3. Internship Supervision and Scientific Environment

Candidate Profile

We are looking for highly motivated candidates:
(i) with a background in mathematics, physics, computer science, or engineering;
(ii) with strong foundations in linear algebra, analysis, probability and statistics, machine learning, and deep learning;
(iii) with solid programming skills in a scientific language, preferably Python.

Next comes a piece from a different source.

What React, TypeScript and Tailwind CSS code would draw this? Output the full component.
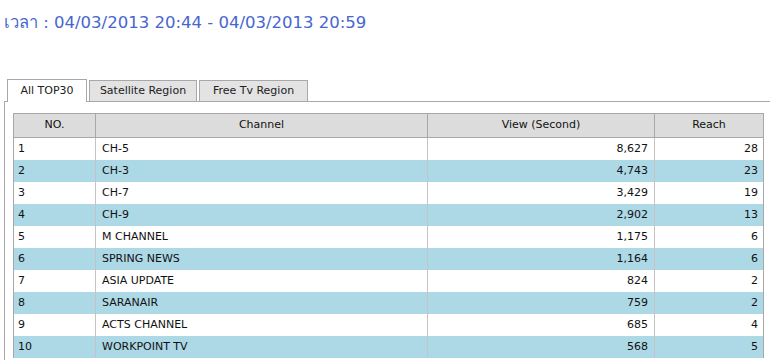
import React from "react";

const rows: [number, string, string, number][] = [
  [1, "CH-5", "8,627", 28],
  [2, "CH-3", "4,743", 23],
  [3, "CH-7", "3,429", 19],
  [4, "CH-9", "2,902", 13],
  [5, "M CHANNEL", "1,175", 6],
  [6, "SPRING NEWS", "1,164", 6],
  [7, "ASIA UPDATE", "824", 2],
  [8, "SARANAIR", "759", 2],
  [9, "ACTS CHANNEL", "685", 4],
  [10, "WORKPOINT TV", "568", 5],
];

export default function App() {
  return (
    <div
      className="w-[770px] h-[360px] overflow-hidden bg-white"
      style={{ fontFamily: '"DejaVu Sans", "Noto Sans", sans-serif' }}
    >
      <div className="pl-[4px] pt-[11px] h-[80px] text-[16.5px] leading-[24px] text-[#4766d0]">
        เวลา : 04/03/2013 20:44 - 04/03/2013 20:59
      </div>
      <div className="pl-[4px]">
        <div className="flex items-end pl-[3px] h-[22px] border-b border-[#a8a8a8] text-[11px] text-[#222]">
          <div className="w-[80px] h-[23px] -mb-px bg-white border border-b-0 border-[#a8a8a8] flex items-center justify-center">
            All TOP30
          </div>
          <div className="ml-[2px] w-[108px] h-[21px] bg-[#e3e3e3] border border-b-0 border-[#a8a8a8] flex items-center justify-center">
            Satellite Region
          </div>
          <div className="ml-[2px] w-[109px] h-[21px] bg-[#e3e3e3] border border-b-0 border-[#a8a8a8] flex items-center justify-center">
            Free Tv Region
          </div>
        </div>
        <div className="border-l border-[#a8a8a8] pl-[8px] pt-[11px] h-[300px]">
          <div className="w-[751px] border-t border-l border-r border-[#a8a8a8] text-[11px] text-[#111]">
            <div className="flex h-[24px] bg-[#dcdcdc] border-b border-[#a8a8a8]">
              <div className="w-[82px] flex items-center justify-center border-r border-[#a8a8a8]">NO.</div>
              <div className="w-[332px] flex items-center justify-center border-r border-[#a8a8a8]">Channel</div>
              <div className="w-[227px] flex items-center justify-center border-r border-[#a8a8a8]">View (Second)</div>
              <div className="flex-1 flex items-center justify-center">Reach</div>
            </div>
            {rows.map(([n, ch, v, r]) => (
              <div
                key={n}
                className={`flex h-[22px] ${n % 2 === 0 ? "bg-[#add8e6]" : "bg-white"}`}
              >
                <div className="w-[82px] flex items-center pl-[4px] border-r border-[#c4c4c4]">{n}</div>
                <div className="w-[332px] flex items-center pl-[6px] border-r border-[#c4c4c4]">{ch}</div>
                <div className="w-[227px] flex items-center justify-end pr-[6px] border-r border-[#c4c4c4]">{v}</div>
                <div className="flex-1 flex items-center justify-end pr-[5px]">{r}</div>
              </div>
            ))}
          </div>
        </div>
      </div>
    </div>
  );
}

Knowledge of sensors—particularly pollutant sensors—is not required but is a strong plus.
Knowledge of basic optimization theory is also appreciated.

Practical Information

The intern will be primarily hosted at the UFR Sciences and Technology (40 rue du Pelvoux), close to the city center. Some periods may also be spent at ECOMESURE.
The monthly internship stipend is approximately €1000.

Application Procedure

Send a motivation letter, a CV, and your academic transcript to:
Vincent Vigneron / Hichem Maaref / Ayamane Souani

What We Offer

• Hands-on experience with cutting-edge AI techniques for sensor control

• Work on real-world, high-impact green tech applications using deep learning

• Close mentorship from experienced researchers at the IBISC laboratory

• Opportunities to co-author publications and present your work at conferences

• Possibility to continue into PhD studies

References

[1] G. Chen, S. Chen, D. Li, and C. Chen. A hybrid deep learning air pollution prediction approach based on neighborhood selection and spatio-temporal attention. Scientific Reports, 15(1), 2025.
[2] C. Malings, K. E. Knowland, N. Pavlovic, J. G. Coughlin, D. King, C. Keller, S. Cohn, and R. V. Martin. Air quality estimation and forecasting via data fusion with uncertainty quantification: Theoretical framework and preliminary results. Journal of Geophysical Research: Machine Learning and Computation, 1(4), 2024.
[3] K. Niresi, I. Nejjar, and O. Fink. Efficient unsupervised domain adaptation regression for spatial-temporal air quality sensor fusion, 2024.
[4] P. Wang, H. Zhang, J. Liu, F. Lu, and T. Zhang. Efficient inference of large-scale air quality using a lightweight ensemble predictor. International Journal of Geographical Information Science, 39(4):900–924, 2025.